POWELL JA: I must say that both at the time and again last night I went through the written submissions of all parties for the purposes of the Court of Appeal. Everybody thought there were two submissions. One, Mrs. Murphy was the messenger and not the sender of the message, and two, ratification.
WALKER: Yes, your Honour.
POWELL JA: And that's how I interpreted the submissions both written and oral that you had advanced.
WALKER: Correctly, your Honour.
POWELL JA: That appears to have been the way Mr. Reuben ran it at the trial, certainly the way I interpreted Windeyer J's judgment except that the additional issue at trial was estoppel, which was not pressed for the purpose of the appeal.
WALKER: Yes.
POWELL JA: Why, I ask, should we now entertain a submission that was not advanced at trial or at least in terms not advanced on the hearing of the appeal?
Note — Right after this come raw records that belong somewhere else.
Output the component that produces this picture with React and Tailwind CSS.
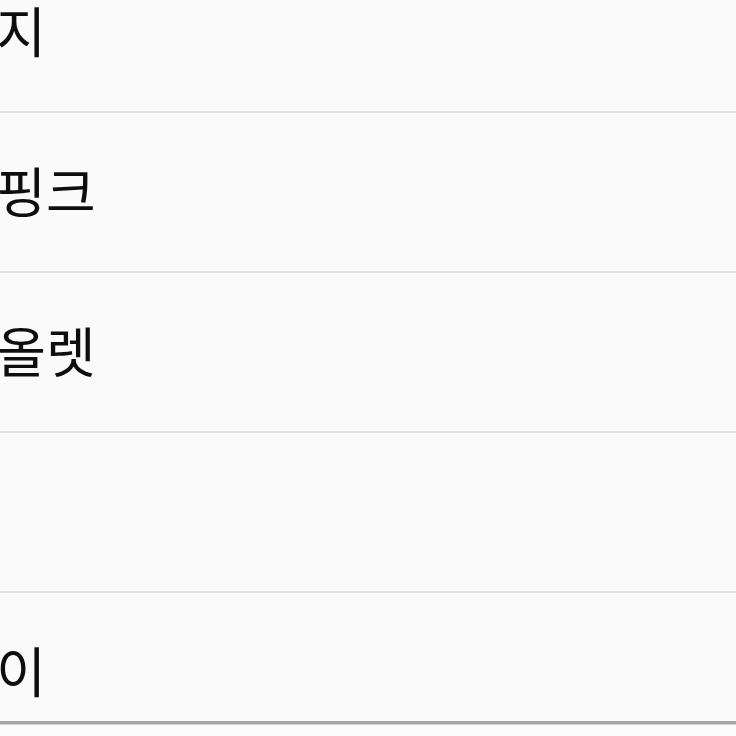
export default function App() {
  const items = ["베이지", "인디핑크", "바이올렛", "블랙", "그레이"];
  return (
    <div
      className="relative h-[736px] w-[736px] overflow-hidden bg-[#fafafa]"
      style={{ fontFamily: '"Noto Sans CJK KR", "Noto Sans", sans-serif' }}
    >
      <div className="-mt-[47px] -ml-[103px] flex flex-col">
        {items.map((t, i) => (
          <div
            key={i}
            className="flex h-[160px] shrink-0 items-center border-b-2 border-[#e0e0e0] pb-[4px]"
          >
            <span className="text-[54px] leading-none text-[#0e0e0e]">{t}</span>
          </div>
        ))}
      </div>
      <div className="absolute bottom-0 left-0 right-0 h-[15px] border-t-[3px] border-[#a6a6a6] bg-[#fcfcfc]">
        <div className="h-px bg-[#cfcfcf]" />
      </div>
    </div>
  );
}
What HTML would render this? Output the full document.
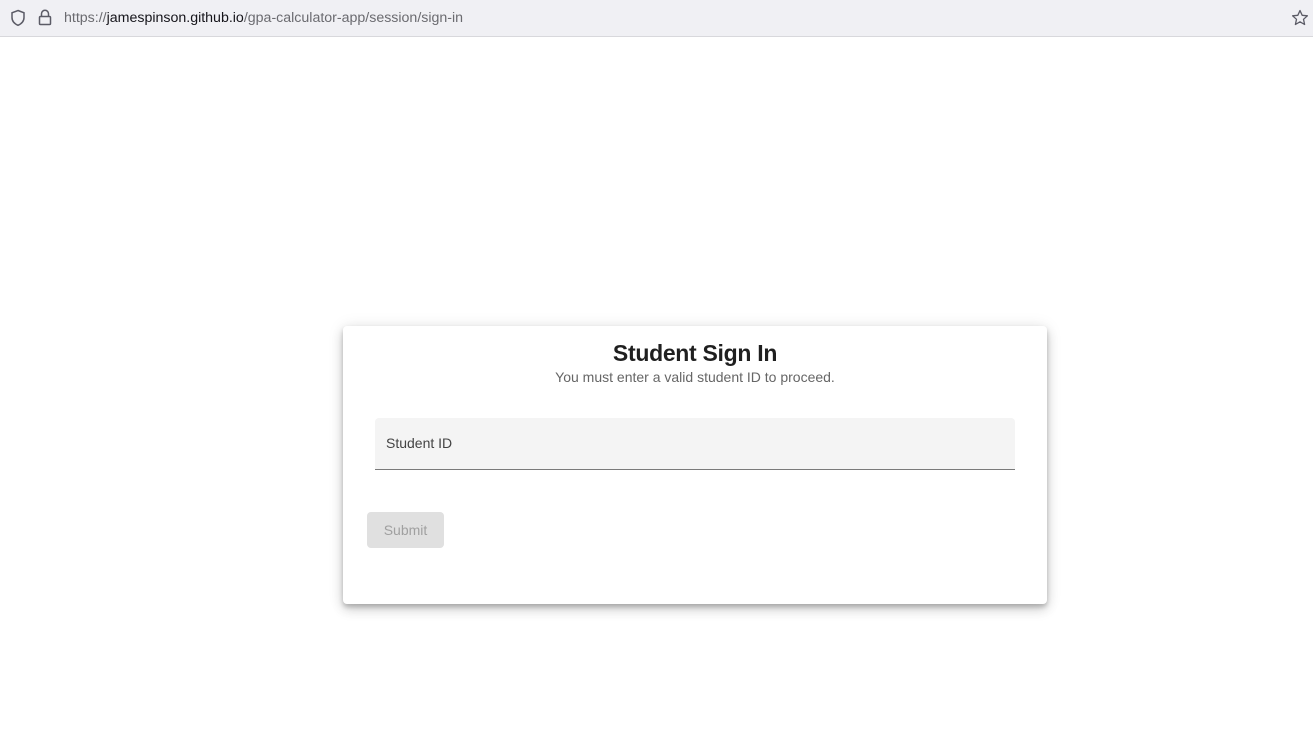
<!DOCTYPE html>
<html><head><meta charset="utf-8"><style>
*{margin:0;padding:0;box-sizing:border-box}
html,body{width:1313px;height:741px;background:#fff;overflow:hidden;font-family:"Liberation Sans",sans-serif}
.bar{position:absolute;left:0;top:0;width:1313px;height:37px;background:#f0f0f4;border-bottom:1px solid #d8d8dc}
.url{position:absolute;left:64px;top:10px;font-size:14.2px;color:#6b6b70;letter-spacing:0px}
.url b{font-weight:normal;color:#15141a}
.card{position:absolute;left:343px;top:326px;width:704px;height:278px;background:#fff;border-radius:4px;box-shadow:0 3px 5px rgba(0,0,0,.2),0 6px 12px rgba(0,0,0,.14),0 1px 16px rgba(0,0,0,.1)}
h1{position:absolute;left:0;width:704px;top:14px;text-align:center;font-size:23px;font-weight:bold;color:#1f1f1f;letter-spacing:-0.3px}
.sub{position:absolute;left:0;width:704px;top:43px;text-align:center;font-size:14px;color:#666}
.field{position:absolute;left:32px;top:92px;width:640px;height:52px;background:#f4f4f4;border-radius:4px 4px 0 0;border-bottom:1px solid #7a7a7a}
.field span{position:absolute;left:11px;top:17px;font-size:14px;color:#444}
.btn{position:absolute;left:24px;top:186px;width:77px;height:36px;background:#e0e0e0;border-radius:4px;color:#a0a0a0;font-size:14px;text-align:center;line-height:36px}
</style></head><body>
<div class="bar">
<svg style="position:absolute;left:10px;top:9px" width="16" height="18" viewBox="0 0 16 18"><path d="M8 1.5 L14 3.8 V8.5 C14 12.5 11 15 8 16.3 C5 15 2 12.5 2 8.5 V3.8 Z" fill="none" stroke="#5b5b66" stroke-width="1.5"/></svg>
<svg style="position:absolute;left:38px;top:9px" width="14" height="17" viewBox="0 0 14 17"><path d="M3.5 7 V4.8 A3.5 3.5 0 0 1 10.5 4.8 V7" fill="none" stroke="#5b5b66" stroke-width="1.5"/><rect x="1.5" y="7.5" width="11" height="8" rx="1" fill="none" stroke="#5b5b66" stroke-width="1.5"/></svg>
<div class="url">https://<b>jamespinson.github.io</b>/gpa-calculator-app/session/sign-in</div>
<svg style="position:absolute;left:1291px;top:9px" width="18" height="18" viewBox="0 0 18 18"><path d="M9 1.5 L11.2 6.3 L16.4 6.8 L12.5 10.3 L13.6 15.5 L9 12.8 L4.4 15.5 L5.5 10.3 L1.6 6.8 L6.8 6.3 Z" fill="none" stroke="#5b5b66" stroke-width="1.3" stroke-linejoin="round"/></svg>
</div>
<div class="card">
<h1>Student Sign In</h1>
<div class="sub">You must enter a valid student ID to proceed.</div>
<div class="field"><span>Student ID</span></div>
<div class="btn">Submit</div>
</div>
</body></html>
WALKER: The short answer is because that which identifies it as a submission not put is merely a different way of expressing the juristic basis for a conclusion in the same area of general legal discourse, namely authority and liability for unauthorised acts by way of ratification or estoppel or whatever, and --
POWELL JA: But the case that Mr. Reuben was running was to say the evidence establishes she was the messenger, not the evidence establishes that she was given express authority by McAllister to bid up to 960,000, which is the argument you now seek to rely on. That's the way the case is put at trial, and if I may say so, I find it monstrous.
WALKER: At the trial, what my friend Mr. Rayment says is right, with respect.
POWELL JA: Put here as well.
WALKER: Could I take it one by one. At trial, the evidence by which it was supposed to prove that Mr. McAllister had authorised Mrs. Murphy to be the ministerial bidder was evidence which was frankly impossible hearsay and rejected.
POWELL JA: The evidence to support that she in fact had express authority is even worse."